Introvigne also quotes Hall as saying that Jones was "frozen into a Leninist-Stalinist orientation" and had a "Stalinist approach towards Bolshevism", a hilarious statement for anybody who has read both Jones' delirious ravings and the theological hair-splitting of Marxist theoreticians.

Of course, Introvigne puts aside the fact that, while church and government are traditionally distinct in the USA, religion and politics are almost as closely blended together as in Iran. The United States has no important tradition of European-style secular ideologies. The Founding Fathers, the abolitionist movement, populism, the temperance movement, the civil rights movement, Malcolm X, Jerry Falwell are all evidence of how every important political event in American history has strong religious undertones. 
 
 

«The Scripture says: 'And let us not be weary in well-doing, for in due season we shall reap, if we faint not.' 

From this joyful mountaintop of celebration we hear a call to service in the valley. We have heard the trumpets, we have changed the guard, and now each in our own way, and with God's help, we must answer the call.  

Thank you, and God bless you all.»

 

From the context, we cannot tell whether this is a preacher or a politician speaking. Actually, these were the closing words of Clinton's inaugural address in 1993.

What Harold Bloom calls the "American Religion" is largely millennialist, being based on the achievement of the Kingdom; which in its turn is a highly political notion, implying a very physical government by the Messiah over a united Mankind. Nearly all utopian aspirations born in the United States, even those publicly founded on Marxist theory, are inspired by this vision. 

Especially in the case of a small millennialist group, only marginally involved in the "real" political agenda, any distinction between "religion" and "politics" in the United States is bound to be purely nominal and not, as Introvigne puts it, "the basic question." 

However, cult critics will say that the issue, whether the group was "Christian" or "Communist", is not the "basic question" at all. What matters is, why did 900 members of the group commit suicide?

The answer most cult critics provide is relatively simple. Sociologist for over a century have been saying that group dynamics, especially in authoritarian groups, can lead individuals to committing the most extraordinary deeds.

Not so for Introvigne, who makes a heroic attempt to throw all social sciences overboard: 
 
 

«Ultimately, it is ideology which explains why a group in conflict with society goes as far as committing suicide, while others react in a less tragic fashion.»
 

The explanation for the Jonestown suicide should apparently be found in the writings of Karl Marx.
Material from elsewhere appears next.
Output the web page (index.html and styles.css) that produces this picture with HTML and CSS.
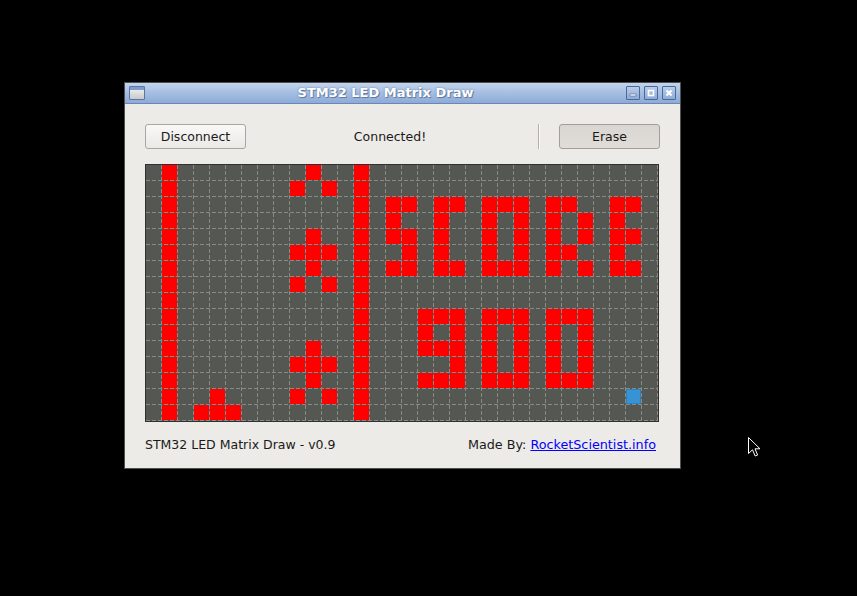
FILE: index.html
```html
<!DOCTYPE html>
<html>
<head>
<meta charset="utf-8">
<title>STM32 LED Matrix Draw</title>
<link rel="stylesheet" href="styles.css">
</head>
<body>
<div class="desktop">
  <div class="window">
    <div class="titlebar">
      <div class="appicon"><div class="appicon-bar"></div></div>
      <div class="title">STM32 LED Matrix Draw</div>
      <div class="wbtns">
        <span class="wbtn"><svg width="12" height="12" viewBox="0 0 12 12"><rect x="3" y="7" width="6" height="2" fill="#fff" stroke="#4a6797" stroke-width="0.6"/></svg></span>
        <span class="wbtn"><svg width="12" height="12" viewBox="0 0 12 12"><rect x="3.5" y="3.5" width="5" height="5" fill="none" stroke="#fff" stroke-width="1.6"/></svg></span>
        <span class="wbtn"><svg width="12" height="12" viewBox="0 0 12 12"><path d="M3.5 3.5 L8.5 8.5 M8.5 3.5 L3.5 8.5" stroke="#fff" stroke-width="2"/></svg></span>
      </div>
    </div>
    <div class="content">
      <div class="toolbar">
        <button class="btn">Disconnect</button>
        <span class="status">Connected!</span>
        <span class="sep"></span>
        <button class="btn pressed">Erase</button>
      </div>
      <div class="matrix">
        <div class="row"><i></i><i class="on"></i><i></i><i></i><i></i><i></i><i></i><i></i><i></i><i></i><i class="on"></i><i></i><i></i><i class="on"></i><i></i><i></i><i></i><i></i><i></i><i></i><i></i><i></i><i></i><i></i><i></i><i></i><i></i><i></i><i></i><i></i><i></i><i></i></div>
        <div class="row"><i></i><i class="on"></i><i></i><i></i><i></i><i></i><i></i><i></i><i></i><i class="on"></i><i></i><i class="on"></i><i></i><i class="on"></i><i></i><i></i><i></i><i></i><i></i><i></i><i></i><i></i><i></i><i></i><i></i><i></i><i></i><i></i><i></i><i></i><i></i><i></i></div>
        <div class="row"><i></i><i class="on"></i><i></i><i></i><i></i><i></i><i></i><i></i><i></i><i></i><i></i><i></i><i></i><i class="on"></i><i></i><i class="on"></i><i class="on"></i><i></i><i class="on"></i><i class="on"></i><i></i><i class="on"></i><i class="on"></i><i class="on"></i><i></i><i class="on"></i><i class="on"></i><i></i><i></i><i class="on"></i><i class="on"></i><i></i></div>
        <div class="row"><i></i><i class="on"></i><i></i><i></i><i></i><i></i><i></i><i></i><i></i><i></i><i></i><i></i><i></i><i class="on"></i><i></i><i class="on"></i><i></i><i></i><i class="on"></i><i></i><i></i><i class="on"></i><i></i><i class="on"></i><i></i><i class="on"></i><i></i><i class="on"></i><i></i><i class="on"></i><i></i><i></i></div>
        <div class="row"><i></i><i class="on"></i><i></i><i></i><i></i><i></i><i></i><i></i><i></i><i></i><i class="on"></i><i></i><i></i><i class="on"></i><i></i><i class="on"></i><i class="on"></i><i></i><i class="on"></i><i></i><i></i><i class="on"></i><i></i><i class="on"></i><i></i><i class="on"></i><i></i><i class="on"></i><i></i><i class="on"></i><i class="on"></i><i></i></div>
        <div class="row"><i></i><i class="on"></i><i></i><i></i><i></i><i></i><i></i><i></i><i></i><i class="on"></i><i class="on"></i><i class="on"></i><i></i><i class="on"></i><i></i><i></i><i class="on"></i><i></i><i class="on"></i><i></i><i></i><i class="on"></i><i></i><i class="on"></i><i></i><i class="on"></i><i class="on"></i><i></i><i></i><i class="on"></i><i></i><i></i></div>
        <div class="row"><i></i><i class="on"></i><i></i><i></i><i></i><i></i><i></i><i></i><i></i><i></i><i class="on"></i><i></i><i></i><i class="on"></i><i></i><i class="on"></i><i class="on"></i><i></i><i class="on"></i><i class="on"></i><i></i><i class="on"></i><i class="on"></i><i class="on"></i><i></i><i class="on"></i><i></i><i class="on"></i><i></i><i class="on"></i><i class="on"></i><i></i></div>
        <div class="row"><i></i><i class="on"></i><i></i><i></i><i></i><i></i><i></i><i></i><i></i><i class="on"></i><i></i><i class="on"></i><i></i><i class="on"></i><i></i><i></i><i></i><i></i><i></i><i></i><i></i><i></i><i></i><i></i><i></i><i></i><i></i><i></i><i></i><i></i><i></i><i></i></div>
        <div class="row"><i></i><i class="on"></i><i></i><i></i><i></i><i></i><i></i><i></i><i></i><i></i><i></i><i></i><i></i><i class="on"></i><i></i><i></i><i></i><i></i><i></i><i></i><i></i><i></i><i></i><i></i><i></i><i></i><i></i><i></i><i></i><i></i><i></i><i></i></div>
        <div class="row"><i></i><i class="on"></i><i></i><i></i><i></i><i></i><i></i><i></i><i></i><i></i><i></i><i></i><i></i><i class="on"></i><i></i><i></i><i></i><i class="on"></i><i class="on"></i><i class="on"></i><i></i><i class="on"></i><i class="on"></i><i class="on"></i><i></i><i class="on"></i><i class="on"></i><i class="on"></i><i></i><i></i><i></i><i></i></div>
        <div class="row"><i></i><i class="on"></i><i></i><i></i><i></i><i></i><i></i><i></i><i></i><i></i><i></i><i></i><i></i><i class="on"></i><i></i><i></i><i></i><i class="on"></i><i></i><i class="on"></i><i></i><i class="on"></i><i></i><i class="on"></i><i></i><i class="on"></i><i></i><i class="on"></i><i></i><i></i><i></i><i></i></div>
        <div class="row"><i></i><i class="on"></i><i></i><i></i><i></i><i></i><i></i><i></i><i></i><i></i><i class="on"></i><i></i><i></i><i class="on"></i><i></i><i></i><i></i><i class="on"></i><i class="on"></i><i class="on"></i><i></i><i class="on"></i><i></i><i class="on"></i><i></i><i class="on"></i><i></i><i class="on"></i><i></i><i></i><i></i><i></i></div>
        <div class="row"><i></i><i class="on"></i><i></i><i></i><i></i><i></i><i></i><i></i><i></i><i class="on"></i><i class="on"></i><i class="on"></i><i></i><i class="on"></i><i></i><i></i><i></i><i></i><i></i><i class="on"></i><i></i><i class="on"></i><i></i><i class="on"></i><i></i><i class="on"></i><i></i><i class="on"></i><i></i><i></i><i></i><i></i></div>
        <div class="row"><i></i><i class="on"></i><i></i><i></i><i></i><i></i><i></i><i></i><i></i><i></i><i class="on"></i><i></i><i></i><i class="on"></i><i></i><i></i><i></i><i class="on"></i><i class="on"></i><i class="on"></i><i></i><i class="on"></i><i class="on"></i><i class="on"></i><i></i><i class="on"></i><i class="on"></i><i class="on"></i><i></i><i></i><i></i><i></i></div>
        <div class="row"><i></i><i class="on"></i><i></i><i></i><i class="on"></i><i></i><i></i><i></i><i></i><i class="on"></i><i></i><i class="on"></i><i></i><i class="on"></i><i></i><i></i><i></i><i></i><i></i><i></i><i></i><i></i><i></i><i></i><i></i><i></i><i></i><i></i><i></i><i></i><i class="sel"></i><i></i></div>
        <div class="row"><i></i><i class="on"></i><i></i><i class="on"></i><i class="on"></i><i class="on"></i><i></i><i></i><i></i><i></i><i></i><i></i><i></i><i class="on"></i><i></i><i></i><i></i><i></i><i></i><i></i><i></i><i></i><i></i><i></i><i></i><i></i><i></i><i></i><i></i><i></i><i></i><i></i></div>
      </div>
      <div class="footer">
        <span>STM32 LED Matrix Draw - v0.9</span>
        <span class="credit">Made By: <a class="link" href="#">RocketScientist.info</a></span>
      </div>
    </div>
  </div>
  <svg class="cursor" width="13" height="21" viewBox="0 0 13 21"><path d="M0.5 0.5 L0.5 16.5 L4.5 12.8 L7.2 19 L9.6 18 L7 11.8 L12 11.8 Z" fill="#000" stroke="#fff" stroke-width="1"/></svg>
</div>
</body>
</html>
```

FILE: styles.css
```css
* { box-sizing: border-box; }
html, body { margin: 0; padding: 0; background: #000; }
body {
  width: 857px;
  height: 596px;
  overflow: hidden;
  font-family: "DejaVu Sans", sans-serif;
  font-size: 12.5px;
  color: #1a1a1a;
}
.desktop {
  position: relative;
  width: 857px;
  height: 596px;
  padding: 82px 0 0 124px;
}
.window {
  width: 557px;
  height: 387px;
  border: 1px solid #505050;
  background: #edebe7;
  display: flex;
  flex-direction: column;
}
.titlebar {
  flex: none;
  height: 21px;
  display: flex;
  align-items: center;
  padding: 0 4px;
  background: linear-gradient(#c3d5ed, #a7c0e3 45%, #8dabd7);
  border-bottom: 1px solid #6a87b6;
}
.appicon {
  width: 16px;
  height: 14px;
  border: 1px solid #5a76a4;
  border-radius: 1px;
  background: linear-gradient(#f4f4f4, #c9c9c9);
  overflow: hidden;
}
.appicon-bar {
  height: 3px;
  background: #7d9bcb;
}
.title {
  flex: 1;
  text-align: center;
  color: #fff;
  font-weight: bold;
  font-size: 13px;
  line-height: 16px;
  text-shadow: 0 0 2px rgba(40, 60, 100, 0.55), 1px 1px 0 rgba(50, 70, 110, 0.45);
}
.wbtns {
  display: flex;
  gap: 4px;
}
.wbtn {
  width: 14px;
  height: 14px;
  border: 1px solid #4b6898;
  border-radius: 1px;
  background: linear-gradient(#b9cdea, #8fabd7);
  display: flex;
  align-items: center;
  justify-content: center;
}
.wbtn svg { display: block; }
.content {
  flex: 1;
  padding: 20px 20px 0 20px;
}
.toolbar {
  display: flex;
  align-items: center;
  height: 25px;
}
.btn {
  width: 101px;
  height: 25px;
  padding: 0;
  border: 1px solid #a9a5a0;
  border-radius: 3px;
  background: linear-gradient(#f9f8f7, #ebe9e6);
  font-family: "DejaVu Sans", sans-serif;
  font-size: 12.5px;
  color: #1a1a1a;
}
.btn.pressed {
  background: linear-gradient(#dad6d2, #e0ddd9);
  border-color: #a29e99;
}
.status {
  flex: 1;
  text-align: center;
  padding-right: 4px;
}
.sep {
  width: 2px;
  height: 25px;
  border-left: 1px solid #b3b0ab;
  border-right: 1px solid #fbfaf9;
  margin-right: 19px;
}
.matrix {
  position: relative;
  margin-top: 15px;
  width: 514px;
  height: 258px;
  border: 1px solid #303030;
  background: #555753;
}
.matrix::after {
  content: "";
  position: absolute;
  inset: 0;
  pointer-events: none;
  background-image:
    conic-gradient(at 15px 4px, #8a8a85 0deg 90deg, transparent 90deg),
    conic-gradient(at 4px 15px, transparent 0deg 180deg, #8a8a85 180deg 270deg, transparent 270deg);
  background-size: 16px 6px, 6px 16px;
}
.row {
  display: flex;
  height: 16px;
}
.row i {
  display: block;
  flex: none;
  width: 16px;
  height: 16px;
}
.row i.on {
  background: linear-gradient(#ff0000, #ff0000) 0 0 / 15px 15px no-repeat;
}
.row i.sel {
  background:
    linear-gradient(#3893d5, #3893d5) 1px 1px / 13px 13px no-repeat,
    linear-gradient(#2c80c0, #2c80c0) 0 0 / 15px 15px no-repeat;
}
.footer {
  margin-top: 15px;
  width: 511px;
  display: flex;
  justify-content: space-between;
  line-height: 16px;
}
.credit {
  font-size: 12.75px;
}
.link {
  color: #0000ff;
  text-decoration: underline;
}
.cursor {
  position: absolute;
  left: 748px;
  top: 437px;
}
```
For this reason, Introvigne's text details a series of "Communist connections" of Reverend Jones. A friend of ours commented jokingly that these connections look almost as impressive as those between Introvigne and organisations of the political Right.

But is Communism a suicidal idea? 

Marxism (and the writings of Marx' more or less legitimate heirs) can be said to have two faces - a sociological one, which certainly does not have any suicidal overtones; and a very optimistic, utopian one, based on a positive view of human life and the future (without an alternative afterlife). One can well image Lenin or Stalin calling on people to kill the enemies of the revolution; but one can hardly imagine them calling on the revolutionaries to kill themselves (the many Communists killed by Stalin were of course thought to be counter-revolutionaries).

I think I can safely challenge Introvigne to find one sentence in any work by Marx, Engels, Lenin, Stalin, Mao Tze Tung or Gramsci calling on Communists to suppress themselves.

This essay allows Introvigne to play several of his roles at once.

As a lawyer, he condemns (Communism) and acquits ("cults" in general).

As an apologist, he saves such groups as Scientology from the stigma of association with the People's Temple.

As a militant anti-Communist, he adds Reverend Jones to Pol Pot.

However, Introvigne is a leader of Alleanza Cattolica, a right-wing organisation which has much of the ambiguity of the Reverend Jones' movement. It is "Catholic" and hence religious, indeed the group devotes much time to reciting the Rosary. On the other hand, its objective is to set up the "Kingdom of Mary" on earth, defeating Communism and secularism and ushering in a theocratic government. On its way towards this distant goal, Alleanza Cattolica is just as ready as Jim Jones ever was to make political alliances, to interfere in the workings of the government and to raise votes. Indeed, Introvigne himself is a member of the board of the right-wing party CCD. 

Of course Alleanza Cattolica is a very peaceful organisation; however, should it hypothetically be involved one day in some dramatic issue, one wonders whether Introvigne would say that it did so because it was Catholic (religious) or right-wing (political).

One last note. Introvigne, in an essay called "Liar, liar" (*), complained that (for reasons too long to explain here) I mentioned the factthat a person associated with CESNUR was supposed to be a militant homosexual. Listen to Introvigne in his essay on Jim Jones:

«In the 70's, [Jones] in San Francisco belonged to the team of George Moscone, a radical politician - and homosexual - who in 1976 became mayor as the leader of a mixed coalition of minorities.»
  

For some unfathomable political reason, the words "and homosexual" appear only in the Italian version on the CESNUR website (not in the English version or in the article published in Avvenire).

Introvigne is an expert in double-speak. However weak his reasoning may be, in this essay his words are "scholarly correct." However, writing in Cristianità on the same subject some years ago, here is the rather convoluted manner in which he expressed the same notions. Cristianità is the magazine of Alleanza Cattolica, and a place where Introvigne can take his mask off. In fact he mentions his spiritual and political "master", the self-styled Brazilian "prophet" Plinio Corrêa de Oliveira, as the inspiration behind his ideas about "Communism":
 
 

«Jonestown however, was the suicide of a Revolution which - to use the words of Plinio Corrêa de Oliveira - we can call the Third Revolution, the socialcommunist Revolution»  
  
("La tragedia del Tempio Solare: il suicidio di una Rivoluzione", in Cristianità, November 1994, p. 16.)